> [AIM]: Transcribe all of the material below word for word and leave out its pictures.

___

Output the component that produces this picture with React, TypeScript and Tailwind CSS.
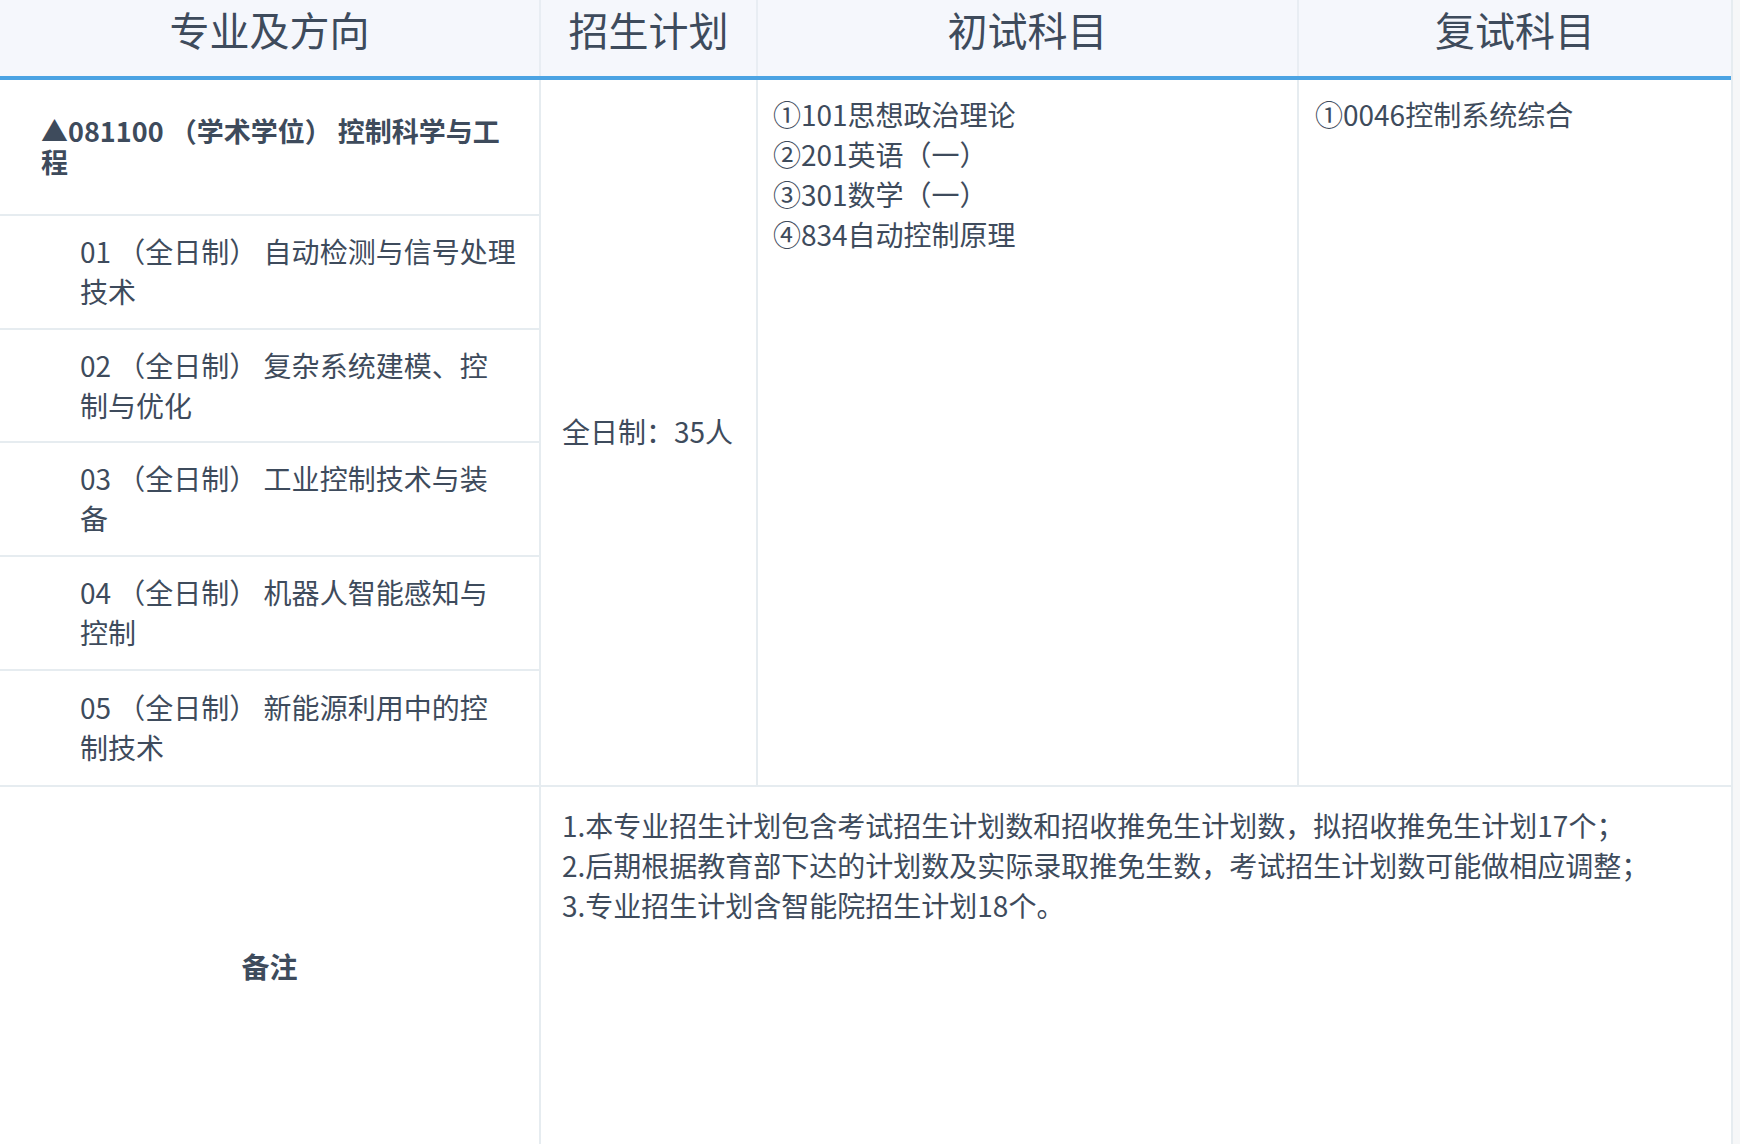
const font = { fontFamily: '"Noto Sans CJK SC", "Noto Sans", sans-serif' };

const directions = [
  { lines: ["01 （全日制） 自动检测与信号处理", "技术"], h: "h-[114px]" },
  { lines: ["02 （全日制） 复杂系统建模、控", "制与优化"], h: "h-[113px]" },
  { lines: ["03 （全日制） 工业控制技术与装", "备"], h: "h-[114px]" },
  { lines: ["04 （全日制） 机器人智能感知与", "控制"], h: "h-[114px]" },
  { lines: ["05 （全日制） 新能源利用中的控", "制技术"], h: "h-[114px]" },
];

const firstExam = ["①101思想政治理论", "②201英语（一）", "③301数学（一）", "④834自动控制原理"];

const remarks = [
  "1.本专业招生计划包含考试招生计划数和招收推免生计划数，拟招收推免生计划17个；",
  "2.后期根据教育部下达的计划数及实际录取推免生数，考试招生计划数可能做相应调整；",
  "3.专业招生计划含智能院招生计划18个。",
];

const App = () => {
  return (
    <div className="flex w-[1740px] bg-white text-[#3e4b5c]" style={font}>
      <div className="w-[1733px] border-r-2 border-[#e6ecf0]">
        {/* Header */}
        <div className="flex h-[80px] border-b-4 border-[#4ba3e3] bg-[#f5f7fc] text-[40px] leading-[40px]">
          <div className="w-[541px] border-r-2 border-[#e8edf3] pt-[9px] text-center">专业及方向</div>
          <div className="w-[217px] border-r-2 border-[#e8edf3] pt-[9px] text-center">招生计划</div>
          <div className="w-[541px] border-r-2 border-[#e8edf3] pt-[9px] text-center">初试科目</div>
          <div className="w-[432px] pt-[9px] text-center">复试科目</div>
        </div>

        {/* Body */}
        <div className="flex border-b-2 border-[#e6ecf0] text-[28px] leading-[40px]">
          <div className="w-[541px] border-r-2 border-[#e6ecf0]">
            <div className="flex h-[136px] items-center border-b-2 border-[#e6ecf0] pb-[3px] pl-[41px] text-[27px] font-bold leading-[31px]">
              <p className="w-[475px]">▲081100 （学术学位） 控制科学与工程</p>
            </div>
            {directions.map((d, i) => (
              <div
                key={i}
                className={`flex ${d.h} flex-col justify-center pb-[2px] pl-[80px] ${i < directions.length - 1 ? "border-b-2 border-[#e6ecf0]" : ""}`}
              >
                {d.lines.map((l) => (
                  <span key={l} className="whitespace-nowrap">{l}</span>
                ))}
              </div>
            ))}
          </div>
          <div className="flex w-[217px] items-center border-r-2 border-[#e6ecf0] pb-[4px] pl-[21px]">全日制：35人</div>
          <div className="flex w-[541px] flex-col border-r-2 border-[#e6ecf0] pl-[15px] pt-[14px]">
            {firstExam.map((s) => (
              <span key={s} className="whitespace-nowrap">{s}</span>
            ))}
          </div>
          <div className="flex w-[432px] flex-col pl-[16px] pt-[14px]">
            <span>①0046控制系统综合</span>
          </div>
        </div>

        {/* Remarks */}
        <div className="flex h-[362px] text-[28px] leading-[40px]">
          <div className="flex w-[541px] items-center justify-center border-r-2 border-[#e6ecf0] pb-[4px] font-bold">备注</div>
          <div className="flex flex-1 flex-col pl-[21px] pt-[18px]">
            {remarks.map((r) => (
              <span key={r} className="whitespace-nowrap">{r}</span>
            ))}
          </div>
        </div>
      </div>
      <div className="flex-1 bg-[#f6f7f8]" />
    </div>
  );
};

export default App;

___

> [SOLUTION TO THIS EXERCISE]:
Output the component that produces this picture with React, TypeScript and Tailwind CSS.
const font = { fontFamily: '"Noto Sans CJK SC", "Noto Sans", sans-serif' };

const directions = [
  { lines: ["01 （全日制） 自动检测与信号处理", "技术"], h: "h-[114px]" },
  { lines: ["02 （全日制） 复杂系统建模、控", "制与优化"], h: "h-[113px]" },
  { lines: ["03 （全日制） 工业控制技术与装", "备"], h: "h-[114px]" },
  { lines: ["04 （全日制） 机器人智能感知与", "控制"], h: "h-[114px]" },
  { lines: ["05 （全日制） 新能源利用中的控", "制技术"], h: "h-[114px]" },
];

const firstExam = ["①101思想政治理论", "②201英语（一）", "③301数学（一）", "④834自动控制原理"];

const remarks = [
  "1.本专业招生计划包含考试招生计划数和招收推免生计划数，拟招收推免生计划17个；",
  "2.后期根据教育部下达的计划数及实际录取推免生数，考试招生计划数可能做相应调整；",
  "3.专业招生计划含智能院招生计划18个。",
];

const App = () => {
  return (
    <div className="flex w-[1740px] bg-white text-[#3e4b5c]" style={font}>
      <div className="w-[1733px] border-r-2 border-[#e6ecf0]">
        {/* Header */}
        <div className="flex h-[80px] border-b-4 border-[#4ba3e3] bg-[#f5f7fc] text-[40px] leading-[40px]">
          <div className="w-[541px] border-r-2 border-[#e8edf3] pt-[9px] text-center">专业及方向</div>
          <div className="w-[217px] border-r-2 border-[#e8edf3] pt-[9px] text-center">招生计划</div>
          <div className="w-[541px] border-r-2 border-[#e8edf3] pt-[9px] text-center">初试科目</div>
          <div className="w-[432px] pt-[9px] text-center">复试科目</div>
        </div>

        {/* Body */}
        <div className="flex border-b-2 border-[#e6ecf0] text-[28px] leading-[40px]">
          <div className="w-[541px] border-r-2 border-[#e6ecf0]">
            <div className="flex h-[136px] items-center border-b-2 border-[#e6ecf0] pb-[3px] pl-[41px] text-[27px] font-bold leading-[31px]">
              <p className="w-[475px]">▲081100 （学术学位） 控制科学与工程</p>
            </div>
            {directions.map((d, i) => (
              <div
                key={i}
                className={`flex ${d.h} flex-col justify-center pb-[2px] pl-[80px] ${i < directions.length - 1 ? "border-b-2 border-[#e6ecf0]" : ""}`}
              >
                {d.lines.map((l) => (
                  <span key={l} className="whitespace-nowrap">{l}</span>
                ))}
              </div>
            ))}
          </div>
          <div className="flex w-[217px] items-center border-r-2 border-[#e6ecf0] pb-[4px] pl-[21px]">全日制：35人</div>
          <div className="flex w-[541px] flex-col border-r-2 border-[#e6ecf0] pl-[15px] pt-[14px]">
            {firstExam.map((s) => (
              <span key={s} className="whitespace-nowrap">{s}</span>
            ))}
          </div>
          <div className="flex w-[432px] flex-col pl-[16px] pt-[14px]">
            <span>①0046控制系统综合</span>
          </div>
        </div>

        {/* Remarks */}
        <div className="flex h-[362px] text-[28px] leading-[40px]">
          <div className="flex w-[541px] items-center justify-center border-r-2 border-[#e6ecf0] pb-[4px] font-bold">备注</div>
          <div className="flex flex-1 flex-col pl-[21px] pt-[18px]">
            {remarks.map((r) => (
              <span key={r} className="whitespace-nowrap">{r}</span>
            ))}
          </div>
        </div>
      </div>
      <div className="flex-1 bg-[#f6f7f8]" />
    </div>
  );
};

export default App;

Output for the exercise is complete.